‘A treasure beneath our feet’: How the Dutch went down the toilet looking for heat
Key Excerpts from Article on Website of The Guardian (One of the UK's Leading Newspapers)
Posted: December 4th, 2023
Dutch sewage waste is being seen as a reliable heat source for millions of homes that the government wants to be unhooked from the country’s gas system by 2050. Lieven de Key, a housing corporation in Amsterdam, is planning what is believed to be the first sewer warmth project that will tap into a main district sewage pipe to warm 1,600 existing social and student homes. “We have a photo of the street covered with snow, and the manhole covers all without snow,” says Jeroen Rademaker, the project leader. “Even when there’s snow in the winter, the sewer is warm. Warm sewage water flows 24 hours a day and we should capture it. This can happen wherever there is a big sewage pipe.” “The warmth comes from showers, the toilet, wastewater from washing, from the dishwasher, from the washing machine,” says Postuma. “Together it all gives, throughout the year, a temperature between 15 and 18 degrees.
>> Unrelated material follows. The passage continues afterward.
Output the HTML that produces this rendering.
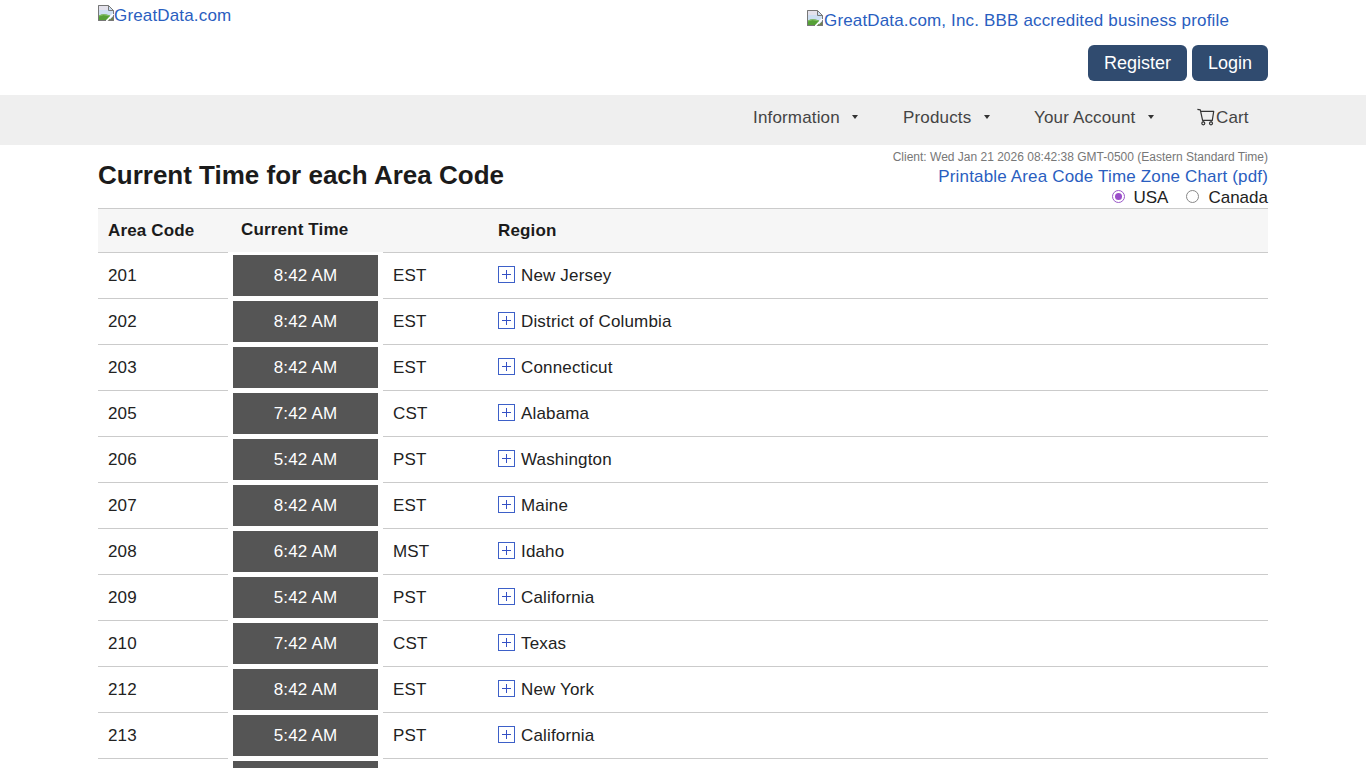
<!DOCTYPE html>
<html><head><meta charset="utf-8">
<style>
*{box-sizing:border-box;margin:0;padding:0}
html,body{width:1366px;height:768px;overflow:hidden;background:#fff}
body{font-family:"Liberation Sans",sans-serif;color:#222;position:relative}
.abs{position:absolute;white-space:nowrap}
a,.lnk{color:#2a5ec0;text-decoration:none;letter-spacing:0.16px}
.bimg{display:inline-block;width:16px;height:16px;vertical-align:top}
.btn{position:absolute;top:45px;height:36px;background:#304b6f;color:#fff;border-radius:6px;font-size:18px;line-height:37px;text-align:center}
.nav{position:absolute;left:0;top:95px;width:1366px;height:50px;background:#efefef}
.ni{position:absolute;top:-2px;font-size:17px;line-height:50px;color:#444;white-space:nowrap;letter-spacing:0.16px}
.caret{position:absolute;top:115px;width:0;height:0;border-left:3px solid transparent;border-right:3px solid transparent;border-top:4px solid #333}
.hdr{position:absolute;left:98px;top:208px;width:1170px;height:45px;background:#f6f6f6;border-top:1px solid #cbcbcb;border-bottom:1px solid #cbcbcb}
.th{position:absolute;font-weight:bold;font-size:17px;color:#1b1b1b;white-space:nowrap;letter-spacing:0.15px}
.row{position:absolute;left:98px;width:1170px;height:46px;border-bottom:1px solid #cbcbcb;font-size:17px;color:#222;letter-spacing:0.16px}
.row .c{position:absolute;top:0;line-height:45px;white-space:nowrap}
.mask{position:absolute;left:130px;top:-1px;width:155px;height:47px;background:#fff}
.tbox{position:absolute;left:135px;top:2px;width:145px;height:41px;background:#555;color:#fff;text-align:center;line-height:41px}
.plus{position:absolute;left:400px;top:13px;width:17px;height:17px;border:1px solid #3d60c8}
.plus:before{content:"";position:absolute;left:3px;top:7px;width:9px;height:1px;background:#3450c4}
.plus:after{content:"";position:absolute;left:7px;top:3px;width:1px;height:9px;background:#3450c4}
</style></head>
<body>
<!-- header -->
<div class="abs" style="left:98px;top:5px;width:16px;height:16px"><svg width="16" height="16" viewBox="0 0 16 16"><path d="M0.5 0.5H10.5L15.5 5.5V15.5H0.5Z" fill="#cddff2" stroke="#777"/><path d="M1 1H10.5V5H1Z" fill="#e4e2ec"/><path d="M1 15V10.5Q5 7.8 12 10.5V15Z" fill="#55a036"/><path d="M1 11Q5 8.6 11 10.8" fill="none" stroke="#8cc46a" stroke-width="0.8"/><path d="M11 15.5L15.5 11V15.5Z" fill="#6f7f4c"/><path d="M7.8 16.5L16.2 8" stroke="#fff" stroke-width="1.7"/><path d="M10.5 0.5V5.5H15.5" fill="none" stroke="#777"/><path d="M0.5 0.5V15.5H8M12 15.5H15.5V11M15.5 9V5.5" fill="none" stroke="#777"/></svg></div>
<div class="abs lnk" style="left:114px;top:6px;font-size:17px;line-height:20px">GreatData.com</div>
<div class="abs" style="left:807px;top:10px;width:16px;height:16px"><svg width="16" height="16" viewBox="0 0 16 16"><path d="M0.5 0.5H10.5L15.5 5.5V15.5H0.5Z" fill="#cddff2" stroke="#777"/><path d="M1 1H10.5V5H1Z" fill="#e4e2ec"/><path d="M1 15V10.5Q5 7.8 12 10.5V15Z" fill="#55a036"/><path d="M1 11Q5 8.6 11 10.8" fill="none" stroke="#8cc46a" stroke-width="0.8"/><path d="M11 15.5L15.5 11V15.5Z" fill="#6f7f4c"/><path d="M7.8 16.5L16.2 8" stroke="#fff" stroke-width="1.7"/><path d="M10.5 0.5V5.5H15.5" fill="none" stroke="#777"/><path d="M0.5 0.5V15.5H8M12 15.5H15.5V11M15.5 9V5.5" fill="none" stroke="#777"/></svg></div>
<div class="abs lnk" style="left:824px;top:11px;font-size:17px;line-height:20px">GreatData.com, Inc. BBB accredited business profile</div>
<div class="btn" style="left:1088px;width:99px">Register</div>
<div class="btn" style="left:1192px;width:76px">Login</div>

<div class="nav">
 <span class="ni" style="left:753px">Information</span>
 <span class="ni" style="left:903px">Products</span>
 <span class="ni" style="left:1034px">Your Account</span>
 <span class="ni" style="left:1216px">Cart</span>
 <svg style="position:absolute;left:1196px;top:13px" width="20" height="18" viewBox="0 0 20 18"><path d="M1.4 1.3L4.3 1.8L6.6 12.3H16.3L17.7 3.4H4.6" fill="none" stroke="#333" stroke-width="1.2" stroke-linejoin="round"/><path d="M7.2 12.3V13.8M15.2 12.3V13.8" stroke="#333" stroke-width="1.2"/><circle cx="7.3" cy="15.3" r="1.5" fill="none" stroke="#333" stroke-width="1.2"/><circle cx="15" cy="15.3" r="1.5" fill="none" stroke="#333" stroke-width="1.2"/></svg>
</div>
<div class="caret" style="left:852px"></div>
<div class="caret" style="left:984px"></div>
<div class="caret" style="left:1148px"></div>

<!-- title area -->
<div class="abs" style="left:98px;top:160px;font-size:26px;font-weight:bold;color:#1b1b1b;line-height:30px">Current Time for each Area Code</div>
<div class="abs" style="right:98px;top:150px;font-size:12px;color:#777;line-height:14px">Client: Wed Jan 21 2026 08:42:38 GMT-0500 (Eastern Standard Time)</div>
<div class="abs" style="right:98px;top:167px;font-size:17px;line-height:20px"><a href="#">Printable Area Code Time Zone Chart (pdf)</a></div>
<div class="abs" style="right:98px;top:188px;font-size:17px;line-height:20px;color:#222">
 <span style="display:inline-block;width:13px;height:13px;border-radius:50%;border:1px solid #9b59c9;background:#fff;position:relative;vertical-align:0px;margin-right:8px"><span style="position:absolute;left:2px;top:2px;width:7px;height:7px;border-radius:50%;background:#9b4dca"></span></span>USA<span style="display:inline-block;width:13px;height:13px;border-radius:50%;border:1px solid #888;background:#fff;vertical-align:0px;margin-left:18px;margin-right:9px"></span>Canada</div>

<!-- table -->
<div class="hdr">
 <span class="th" style="left:10px;top:12px">Area Code</span>
 <span class="th" style="left:143px;top:11px">Current Time</span>
 <span class="th" style="left:400px;top:12px">Region</span>
</div>
<div id="rows"></div>
<div class="row" style="top:253px"><div class="mask"></div><span class="c" style="left:10px">201</span><div class="tbox">8:42 AM</div><span class="c" style="left:295px">EST</span><div class="plus"></div><span class="c" style="left:423px">New Jersey</span></div>
<div class="row" style="top:299px"><div class="mask"></div><span class="c" style="left:10px">202</span><div class="tbox">8:42 AM</div><span class="c" style="left:295px">EST</span><div class="plus"></div><span class="c" style="left:423px">District of Columbia</span></div>
<div class="row" style="top:345px"><div class="mask"></div><span class="c" style="left:10px">203</span><div class="tbox">8:42 AM</div><span class="c" style="left:295px">EST</span><div class="plus"></div><span class="c" style="left:423px">Connecticut</span></div>
<div class="row" style="top:391px"><div class="mask"></div><span class="c" style="left:10px">205</span><div class="tbox">7:42 AM</div><span class="c" style="left:295px">CST</span><div class="plus"></div><span class="c" style="left:423px">Alabama</span></div>
<div class="row" style="top:437px"><div class="mask"></div><span class="c" style="left:10px">206</span><div class="tbox">5:42 AM</div><span class="c" style="left:295px">PST</span><div class="plus"></div><span class="c" style="left:423px">Washington</span></div>
<div class="row" style="top:483px"><div class="mask"></div><span class="c" style="left:10px">207</span><div class="tbox">8:42 AM</div><span class="c" style="left:295px">EST</span><div class="plus"></div><span class="c" style="left:423px">Maine</span></div>
<div class="row" style="top:529px"><div class="mask"></div><span class="c" style="left:10px">208</span><div class="tbox">6:42 AM</div><span class="c" style="left:295px">MST</span><div class="plus"></div><span class="c" style="left:423px">Idaho</span></div>
<div class="row" style="top:575px"><div class="mask"></div><span class="c" style="left:10px">209</span><div class="tbox">5:42 AM</div><span class="c" style="left:295px">PST</span><div class="plus"></div><span class="c" style="left:423px">California</span></div>
<div class="row" style="top:621px"><div class="mask"></div><span class="c" style="left:10px">210</span><div class="tbox">7:42 AM</div><span class="c" style="left:295px">CST</span><div class="plus"></div><span class="c" style="left:423px">Texas</span></div>
<div class="row" style="top:667px"><div class="mask"></div><span class="c" style="left:10px">212</span><div class="tbox">8:42 AM</div><span class="c" style="left:295px">EST</span><div class="plus"></div><span class="c" style="left:423px">New York</span></div>
<div class="row" style="top:713px"><div class="mask"></div><span class="c" style="left:10px">213</span><div class="tbox">5:42 AM</div><span class="c" style="left:295px">PST</span><div class="plus"></div><span class="c" style="left:423px">California</span></div>
<div class="row" style="top:759px"><div class="mask"></div><span class="c" style="left:10px">214</span><div class="tbox">7:42 AM</div><span class="c" style="left:295px">CST</span><div class="plus"></div><span class="c" style="left:423px">Texas</span></div>
</body></html>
And we are going to make a bypass around the main sewer, put a heat exchanger around it and bring it to the houses in insulated pipes. We place it in an electric heat pump, and the water is heated up to 60 or 70C – medium temperature.” The heat exchanger transfers that source heat from the drain to a working fluid that can be transported to the buildings without needing to circulate the actual sewage waste. Then the blocks’ heat pumps, fired by solar energy, can amplify that heat in the opposite way to the workings of a refrigerator.